__Problem requirements__.
Every line that contains the word "React" should be copied out.

------------------------------

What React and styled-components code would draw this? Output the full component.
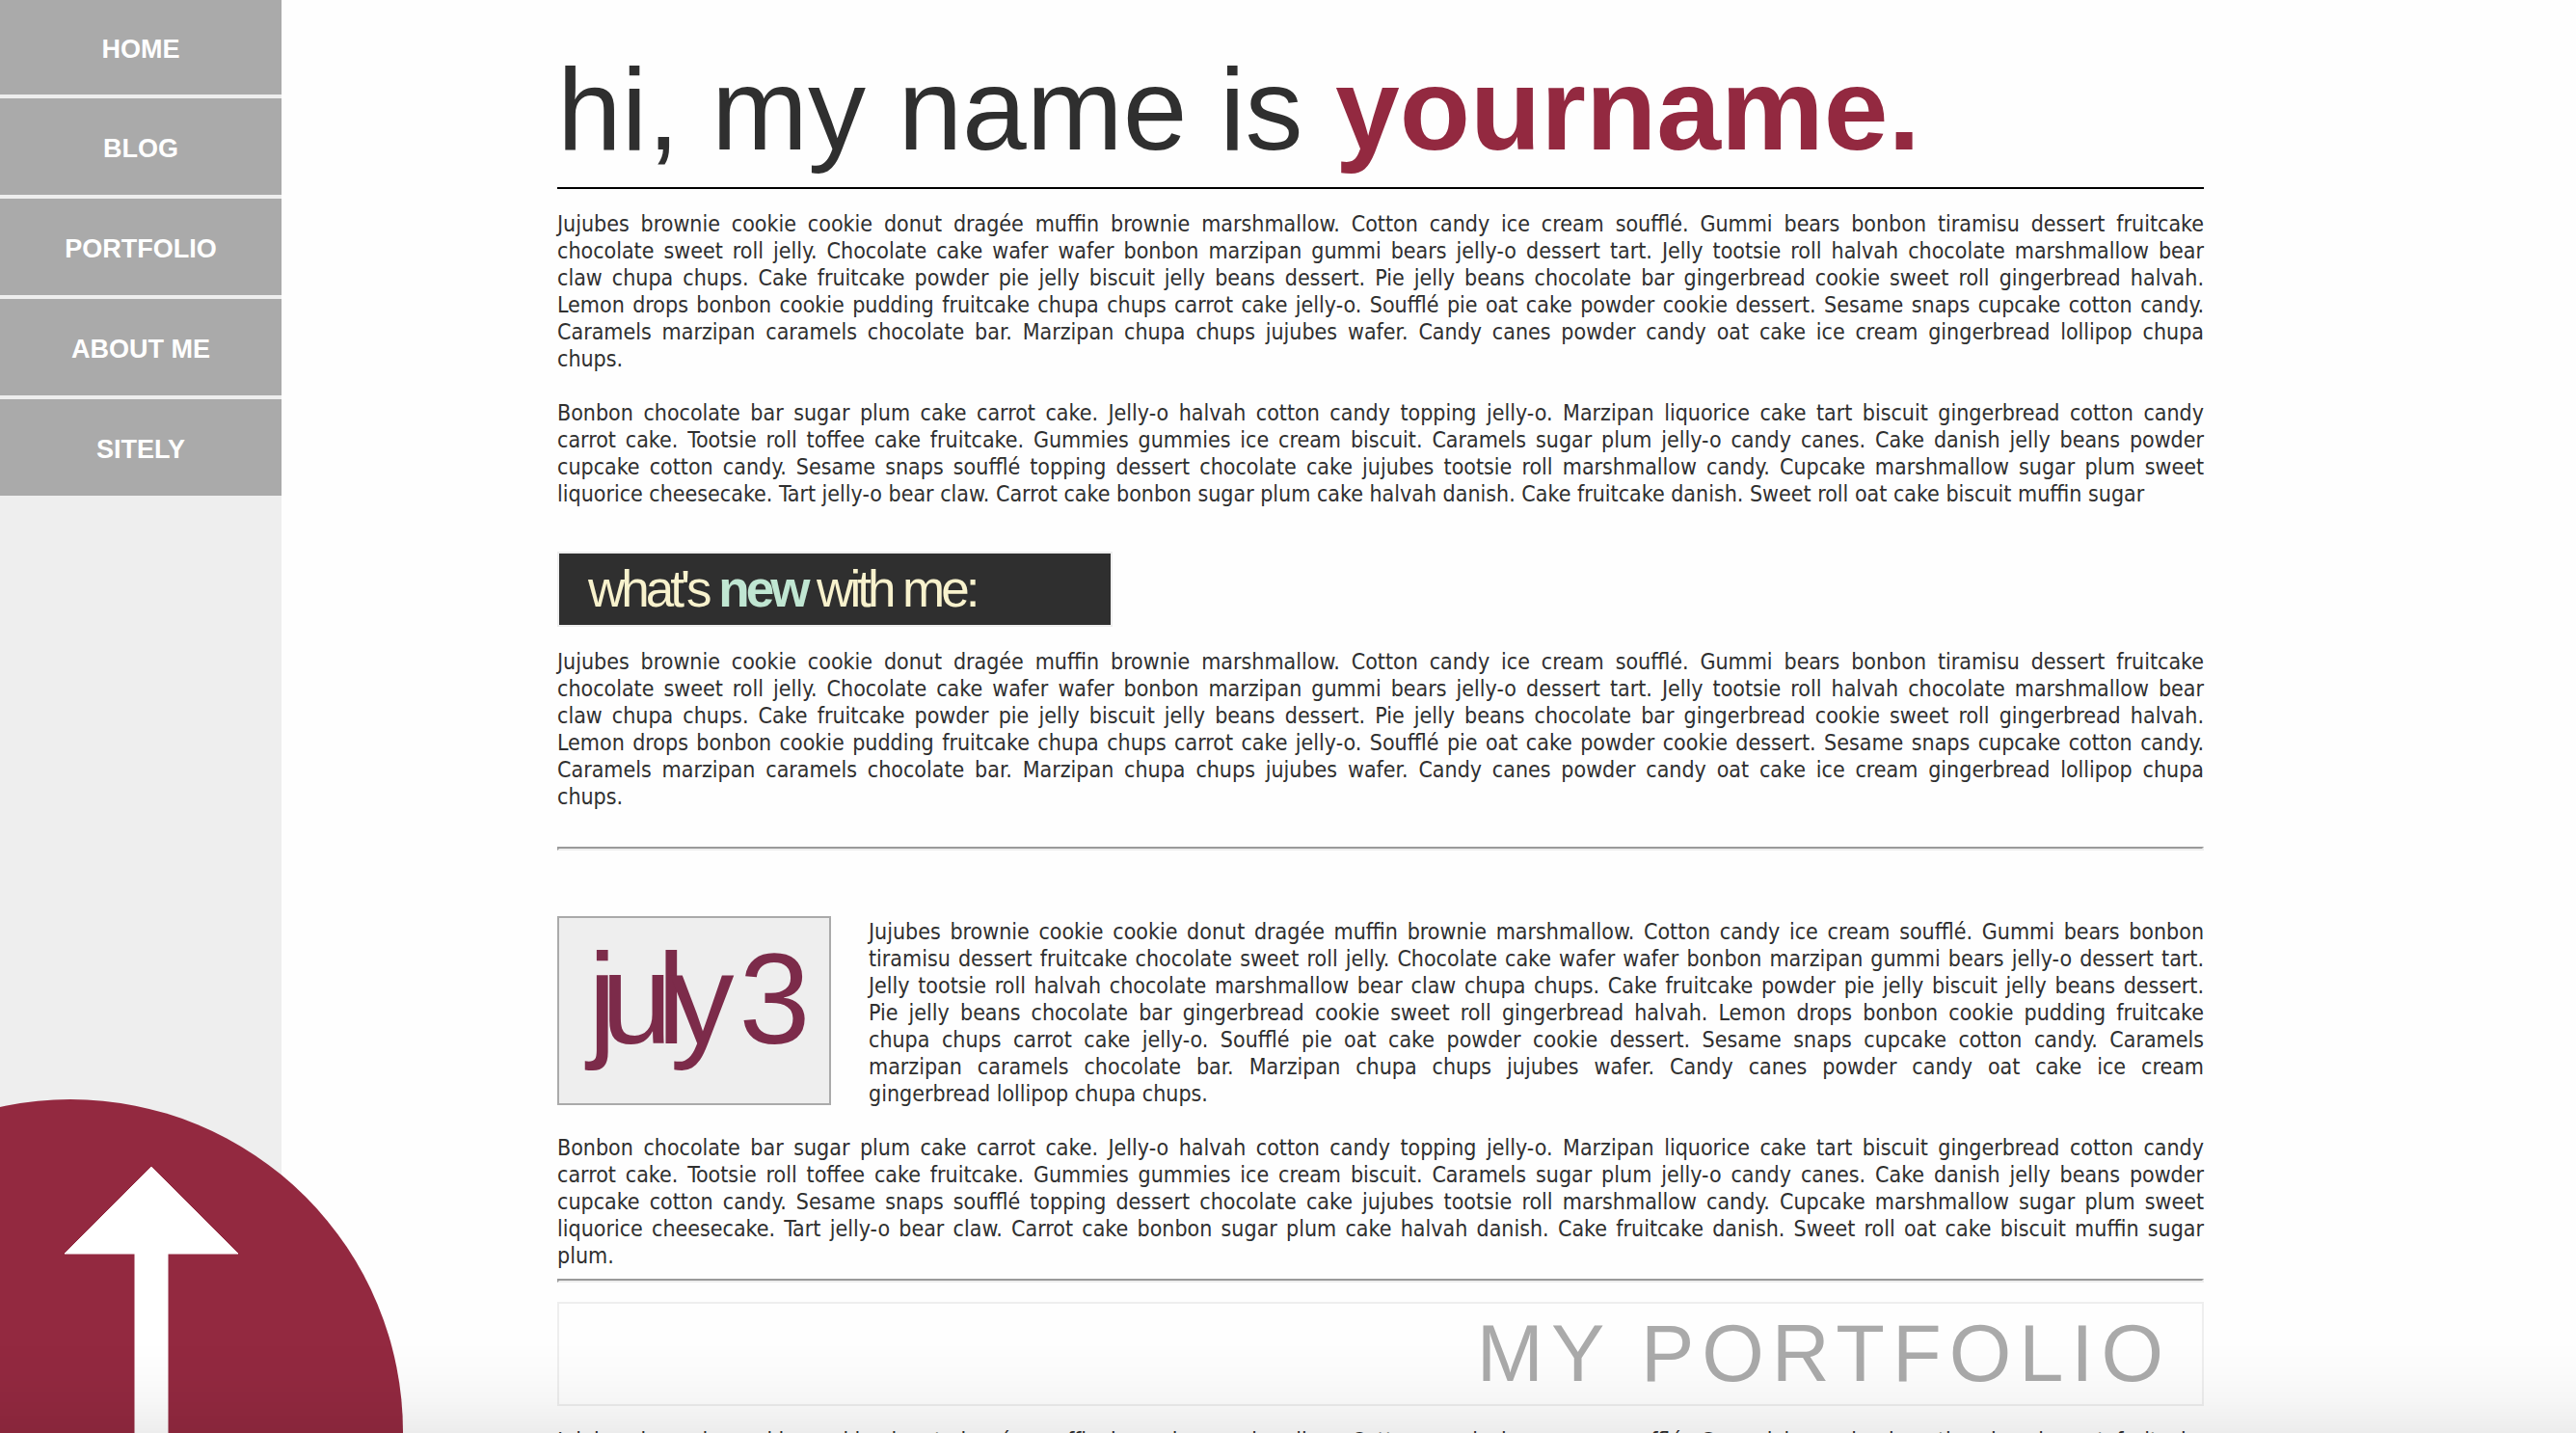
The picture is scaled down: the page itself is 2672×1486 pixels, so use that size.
import React from "react";
import styled, { createGlobalStyle } from "styled-components";

const colors = {
  page: "#fefefe",
  ink: "#2f2f2f",
  wine: "#932940",
  plum: "#7c2b4a",
  grey: "#aaaaaa",
  pale: "#eeeeee",
  cream: "#f8f2cd",
  mint: "#c0e6d2",
};

const GlobalStyle = createGlobalStyle`
  *, *::before, *::after { box-sizing: border-box; }
  body {
    margin: 0;
    background: ${colors.page};
    color: ${colors.ink};
    font-family: "Liberation Sans", Arial, sans-serif;
  }
`;

const Page = styled.div`
  display: flex;
  height: 100vh;
  overflow: hidden;
`;

const Sidebar = styled.nav`
  flex: 0 0 292px;
  display: flex;
  flex-direction: column;
  gap: 4px;
  background: ${colors.pale};
`;

const NavLink = styled.a`
  display: flex;
  align-items: center;
  justify-content: center;
  height: 100px;
  padding-top: 4px;
  background: ${colors.grey};
  color: #ffffff;
  font-size: 27px;
  line-height: 32px;
  font-weight: bold;
  text-decoration: none;
  text-transform: uppercase;

  &:first-child {
    height: 98px;
  }
`;

const Main = styled.main`
  flex: 1;
  min-width: 0;
  overflow-y: auto;
  scrollbar-width: none;
  padding: 45px 386px 40px 286px;
`;

const Title = styled.h1`
  margin: 0 0 22px;
  padding-bottom: 13px;
  border-bottom: 2px solid #000000;
  font-size: 120px;
  line-height: 136px;
  font-weight: normal;

  strong {
    color: ${colors.wine};
  }
`;

const Paragraph = styled.p`
  margin: 0 0 28px;
  font-family: "DejaVu Sans Condensed", Tahoma, sans-serif;
  font-size: 23px;
  line-height: 28px;
  text-align: justify;
`;

const Line = styled.span`
  display: block;
  text-align-last: justify;

  &:last-child {
    text-align-last: left;
  }
`;

const NewsHeading = styled.h2`
  width: 576px;
  margin: 46px 0 22px;
  padding: 7px 30px;
  border: 2px solid ${colors.pale};
  background: ${colors.ink};
  color: ${colors.cream};
  font-size: 53px;
  line-height: 60px;
  font-weight: normal;
  letter-spacing: -4px;
  white-space: nowrap;

  strong {
    color: ${colors.mint};
  }
`;

const NewsText = styled(Paragraph)`
  margin-bottom: 38px;
`;

const Rule = styled.hr`
  height: 4px;
  margin: 0;
  border: 2px inset ${colors.pale};
`;

const Entry = styled.article`
  display: flex;
  align-items: flex-start;
  gap: 39px;
  margin: 68px 0 28px;
`;

const DateBox = styled.h3`
  flex: 0 0 284px;
  height: 196px;
  margin: 0;
  padding: 8px 0 8px 30px;
  border: 2px solid ${colors.grey};
  background: ${colors.pale};
  color: ${colors.plum};
  font-size: 133px;
  line-height: 152px;
  font-weight: normal;
  letter-spacing: -16px;
  white-space: nowrap;
`;

const EntryText = styled(Paragraph)`
  flex: 1;
  margin: 0;
  padding-top: 2px;
`;

const EntryFollowUp = styled(Paragraph)`
  margin-bottom: 10px;
`;

const PortfolioHeading = styled.h2`
  margin: 20px 0 22px;
  padding: 6px 32px;
  border: 2px solid ${colors.pale};
  color: ${colors.grey};
  font-size: 83px;
  line-height: 92px;
  font-weight: normal;
  letter-spacing: 8px;
  text-align: right;
  text-transform: uppercase;
`;

const TopLink = styled.a`
  position: fixed;
  left: -272px;
  bottom: -344px;
  width: 690px;
  height: 690px;
  border-radius: 50%;
  background: ${colors.wine};

  svg {
    position: absolute;
    left: 337px;
    top: 68px;
    width: 184px;
    height: 300px;
  }
`;

const BottomShade = styled.div`
  position: fixed;
  left: 0;
  right: 0;
  bottom: 0;
  height: 96px;
  pointer-events: none;
  background: linear-gradient(
    to bottom,
    rgba(0, 0, 0, 0),
    rgba(0, 0, 0, 0.01) 35%,
    rgba(0, 0, 0, 0.03) 65%,
    rgba(0, 0, 0, 0.07)
  );
`;

const links = ["Home", "Blog", "Portfolio", "About me", "Sitely"];

const jujubes = [
  "Jujubes brownie cookie cookie donut dragée muffin brownie marshmallow. Cotton candy ice cream soufflé. Gummi bears bonbon tiramisu dessert fruitcake",
  "chocolate sweet roll jelly. Chocolate cake wafer wafer bonbon marzipan gummi bears jelly-o dessert tart. Jelly tootsie roll halvah chocolate marshmallow bear",
  "claw chupa chups. Cake fruitcake powder pie jelly biscuit jelly beans dessert. Pie jelly beans chocolate bar gingerbread cookie sweet roll gingerbread halvah.",
  "Lemon drops bonbon cookie pudding fruitcake chupa chups carrot cake jelly-o. Soufflé pie oat cake powder cookie dessert. Sesame snaps cupcake cotton candy.",
  "Caramels marzipan caramels chocolate bar. Marzipan chupa chups jujubes wafer. Candy canes powder candy oat cake ice cream gingerbread lollipop chupa",
  "chups.",
];

const jujubesEntry = [
  "Jujubes brownie cookie cookie donut dragée muffin brownie marshmallow. Cotton candy ice cream soufflé. Gummi bears bonbon",
  "tiramisu dessert fruitcake chocolate sweet roll jelly. Chocolate cake wafer wafer bonbon marzipan gummi bears jelly-o dessert tart.",
  "Jelly tootsie roll halvah chocolate marshmallow bear claw chupa chups. Cake fruitcake powder pie jelly biscuit jelly beans dessert.",
  "Pie jelly beans chocolate bar gingerbread cookie sweet roll gingerbread halvah. Lemon drops bonbon cookie pudding fruitcake",
  "chupa chups carrot cake jelly-o. Soufflé pie oat cake powder cookie dessert. Sesame snaps cupcake cotton candy. Caramels",
  "marzipan caramels chocolate bar. Marzipan chupa chups jujubes wafer. Candy canes powder candy oat cake ice cream",
  "gingerbread lollipop chupa chups.",
];

const bonbon = [
  "Bonbon chocolate bar sugar plum cake carrot cake. Jelly-o halvah cotton candy topping jelly-o. Marzipan liquorice cake tart biscuit gingerbread cotton candy",
  "carrot cake. Tootsie roll toffee cake fruitcake. Gummies gummies ice cream biscuit. Caramels sugar plum jelly-o candy canes. Cake danish jelly beans powder",
  "cupcake cotton candy. Sesame snaps soufflé topping dessert chocolate cake jujubes tootsie roll marshmallow candy. Cupcake marshmallow sugar plum sweet",
  "liquorice cheesecake. Tart jelly-o bear claw. Carrot cake bonbon sugar plum cake halvah danish. Cake fruitcake danish. Sweet roll oat cake biscuit muffin sugar",
];

const renderLines = (lines) =>
  lines.map((line) => <Line key={line}>{line} </Line>);

export default function App() {
  return (
    <>
      <GlobalStyle />
      <Page id="top">
        <Sidebar>
          {links.map((label) => (
            <NavLink key={label} href="#">
              {label}
            </NavLink>
          ))}
        </Sidebar>
        <Main>
          <Title>
            hi, my name is <strong>yourname.</strong>
          </Title>
          <Paragraph>{renderLines(jujubes)}</Paragraph>
          <Paragraph>{renderLines(bonbon)}</Paragraph>
          <NewsHeading>
            what's <strong>new</strong> with me:
          </NewsHeading>
          <NewsText>{renderLines(jujubes)}</NewsText>
          <Rule />
          <Entry>
            <DateBox>july 3</DateBox>
            <EntryText>{renderLines(jujubesEntry)}</EntryText>
          </Entry>
          <EntryFollowUp>{renderLines([...bonbon, "plum."])}</EntryFollowUp>
          <Rule />
          <PortfolioHeading>My portfolio</PortfolioHeading>
          <Paragraph>{renderLines(jujubes)}</Paragraph>
        </Main>
      </Page>
      <TopLink href="#top" aria-label="Back to top">
        <svg viewBox="0 0 184 300" aria-hidden="true">
          <path
            d="M92 2 L182 92 H109 V300 H75 V92 H2 Z"
            fill="#ffffff"
            stroke="#ffffff"
            strokeWidth="1"
            strokeLinejoin="round"
          />
        </svg>
      </TopLink>
      <BottomShade />
    </>
  );
}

------------------------------

__Finished answer__.
What React and styled-components code would draw this? Output the full component.
import React from "react";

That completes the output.